Relationship between interior temperature and exterior parameters for thermal runaway warning of large-format LiFePO₄ energy storage cells with various heating patterns and heating powers

With the widespread adoption of lithium-ion cell-based energy storage systems and the increasing prevalence of larger-format cells, the safety challenges and limitations of traditional thermal runaway warning technologies in large-format energy storage cells warrant greater attention. Therefore, this study conducts an experimental investigation to explore the thermal runaway characteristics of large-format LiFePO₄ (LFP) energy storage cells under typical heating patterns, to uncover the relationship between interior and exterior parameters for more effective thermal runaway warning, while also evaluating the impact of heating power. Heating patterns significantly impact the thermal runaway behavior of large-format LFP cells. When heated using an electric plate, thermal runaway propagation appears within the cell, with only smoke/gas being released throughout the process. In contrast, under oven heating, which provides uniform heating, both jelly rolls within the cell undergo thermal runaway simultaneously, accompanied by intense fire, combustion, and the release of smoke/gas.
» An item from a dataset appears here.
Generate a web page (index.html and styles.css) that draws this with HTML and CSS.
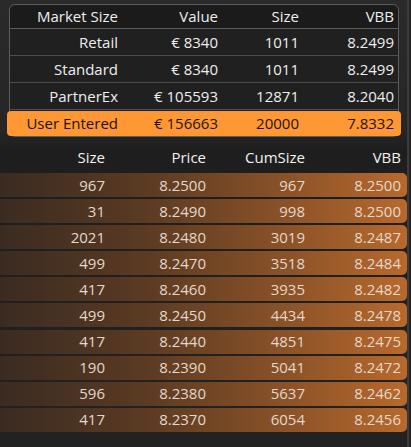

A notable correlation is identified between the cell's interior temperature and key exterior parameters (exterior temperature, expanding force, and open-circuit voltage) especially for the linear relation between the interior and exterior temperatures, suggesting the potential to predict the internal conditions of cells by monitoring external parameters, thereby enhancing the thermal runaway warning effectiveness. Ultimately, a three-level thermal runaway warning is proposed before the occurrence of safety valve opening based on the variation in open-circuit voltage, expanding force, and estimated interior temperature to offer a margin over 1000 and 6000 s before thermal runaway under the two heat patterns separately.